(Part of a data file)
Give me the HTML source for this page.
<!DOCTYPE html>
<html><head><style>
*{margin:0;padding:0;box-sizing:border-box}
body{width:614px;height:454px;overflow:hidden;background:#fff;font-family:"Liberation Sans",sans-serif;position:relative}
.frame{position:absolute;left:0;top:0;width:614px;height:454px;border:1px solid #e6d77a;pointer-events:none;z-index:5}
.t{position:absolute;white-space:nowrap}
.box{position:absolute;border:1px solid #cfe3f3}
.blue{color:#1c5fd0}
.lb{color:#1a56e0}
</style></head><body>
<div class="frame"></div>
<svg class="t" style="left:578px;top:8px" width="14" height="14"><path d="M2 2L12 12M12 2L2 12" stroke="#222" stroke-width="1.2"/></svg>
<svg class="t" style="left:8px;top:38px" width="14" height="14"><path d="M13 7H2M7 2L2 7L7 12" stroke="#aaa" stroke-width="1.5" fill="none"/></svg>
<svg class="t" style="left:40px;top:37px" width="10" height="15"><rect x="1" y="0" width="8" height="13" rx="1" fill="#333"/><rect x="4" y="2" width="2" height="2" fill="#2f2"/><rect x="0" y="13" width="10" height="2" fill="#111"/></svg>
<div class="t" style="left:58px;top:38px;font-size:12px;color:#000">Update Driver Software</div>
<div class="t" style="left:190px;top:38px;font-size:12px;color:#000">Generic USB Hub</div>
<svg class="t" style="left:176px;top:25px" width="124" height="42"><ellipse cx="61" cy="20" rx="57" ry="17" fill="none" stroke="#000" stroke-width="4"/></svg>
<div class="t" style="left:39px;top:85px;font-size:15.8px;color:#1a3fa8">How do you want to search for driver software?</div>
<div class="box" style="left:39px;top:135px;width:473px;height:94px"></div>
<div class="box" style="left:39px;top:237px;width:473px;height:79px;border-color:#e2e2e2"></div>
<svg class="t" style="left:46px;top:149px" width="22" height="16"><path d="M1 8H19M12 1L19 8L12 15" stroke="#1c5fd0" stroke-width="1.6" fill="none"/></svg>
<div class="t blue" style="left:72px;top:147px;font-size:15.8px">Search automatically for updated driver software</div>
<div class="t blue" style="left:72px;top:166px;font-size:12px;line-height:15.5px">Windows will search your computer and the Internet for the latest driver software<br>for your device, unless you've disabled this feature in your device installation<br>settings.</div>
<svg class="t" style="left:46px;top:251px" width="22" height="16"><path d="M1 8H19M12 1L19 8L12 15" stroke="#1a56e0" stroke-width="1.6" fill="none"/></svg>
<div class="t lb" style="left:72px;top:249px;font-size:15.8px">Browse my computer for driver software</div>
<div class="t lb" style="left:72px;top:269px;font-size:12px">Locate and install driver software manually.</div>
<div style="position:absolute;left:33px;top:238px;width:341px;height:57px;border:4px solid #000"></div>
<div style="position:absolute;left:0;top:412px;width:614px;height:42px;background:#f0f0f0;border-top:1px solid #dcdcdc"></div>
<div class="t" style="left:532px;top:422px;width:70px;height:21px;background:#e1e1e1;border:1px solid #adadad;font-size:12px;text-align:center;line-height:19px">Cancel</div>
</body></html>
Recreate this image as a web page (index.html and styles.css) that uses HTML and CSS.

- Prompt:
Every entry should be printed again exactly as written.

- Task solution:
Give me the HTML source for this page.
<!DOCTYPE html>
<html><head><style>
*{margin:0;padding:0;box-sizing:border-box}
body{width:614px;height:454px;overflow:hidden;background:#fff;font-family:"Liberation Sans",sans-serif;position:relative}
.frame{position:absolute;left:0;top:0;width:614px;height:454px;border:1px solid #e6d77a;pointer-events:none;z-index:5}
.t{position:absolute;white-space:nowrap}
.box{position:absolute;border:1px solid #cfe3f3}
.blue{color:#1c5fd0}
.lb{color:#1a56e0}
</style></head><body>
<div class="frame"></div>
<svg class="t" style="left:578px;top:8px" width="14" height="14"><path d="M2 2L12 12M12 2L2 12" stroke="#222" stroke-width="1.2"/></svg>
<svg class="t" style="left:8px;top:38px" width="14" height="14"><path d="M13 7H2M7 2L2 7L7 12" stroke="#aaa" stroke-width="1.5" fill="none"/></svg>
<svg class="t" style="left:40px;top:37px" width="10" height="15"><rect x="1" y="0" width="8" height="13" rx="1" fill="#333"/><rect x="4" y="2" width="2" height="2" fill="#2f2"/><rect x="0" y="13" width="10" height="2" fill="#111"/></svg>
<div class="t" style="left:58px;top:38px;font-size:12px;color:#000">Update Driver Software</div>
<div class="t" style="left:190px;top:38px;font-size:12px;color:#000">Generic USB Hub</div>
<svg class="t" style="left:176px;top:25px" width="124" height="42"><ellipse cx="61" cy="20" rx="57" ry="17" fill="none" stroke="#000" stroke-width="4"/></svg>
<div class="t" style="left:39px;top:85px;font-size:15.8px;color:#1a3fa8">How do you want to search for driver software?</div>
<div class="box" style="left:39px;top:135px;width:473px;height:94px"></div>
<div class="box" style="left:39px;top:237px;width:473px;height:79px;border-color:#e2e2e2"></div>
<svg class="t" style="left:46px;top:149px" width="22" height="16"><path d="M1 8H19M12 1L19 8L12 15" stroke="#1c5fd0" stroke-width="1.6" fill="none"/></svg>
<div class="t blue" style="left:72px;top:147px;font-size:15.8px">Search automatically for updated driver software</div>
<div class="t blue" style="left:72px;top:166px;font-size:12px;line-height:15.5px">Windows will search your computer and the Internet for the latest driver software<br>for your device, unless you've disabled this feature in your device installation<br>settings.</div>
<svg class="t" style="left:46px;top:251px" width="22" height="16"><path d="M1 8H19M12 1L19 8L12 15" stroke="#1a56e0" stroke-width="1.6" fill="none"/></svg>
<div class="t lb" style="left:72px;top:249px;font-size:15.8px">Browse my computer for driver software</div>
<div class="t lb" style="left:72px;top:269px;font-size:12px">Locate and install driver software manually.</div>
<div style="position:absolute;left:33px;top:238px;width:341px;height:57px;border:4px solid #000"></div>
<div style="position:absolute;left:0;top:412px;width:614px;height:42px;background:#f0f0f0;border-top:1px solid #dcdcdc"></div>
<div class="t" style="left:532px;top:422px;width:70px;height:21px;background:#e1e1e1;border:1px solid #adadad;font-size:12px;text-align:center;line-height:19px">Cancel</div>
</body></html>
Recreate this image as a web page (index.html and styles.css) that uses HTML and CSS.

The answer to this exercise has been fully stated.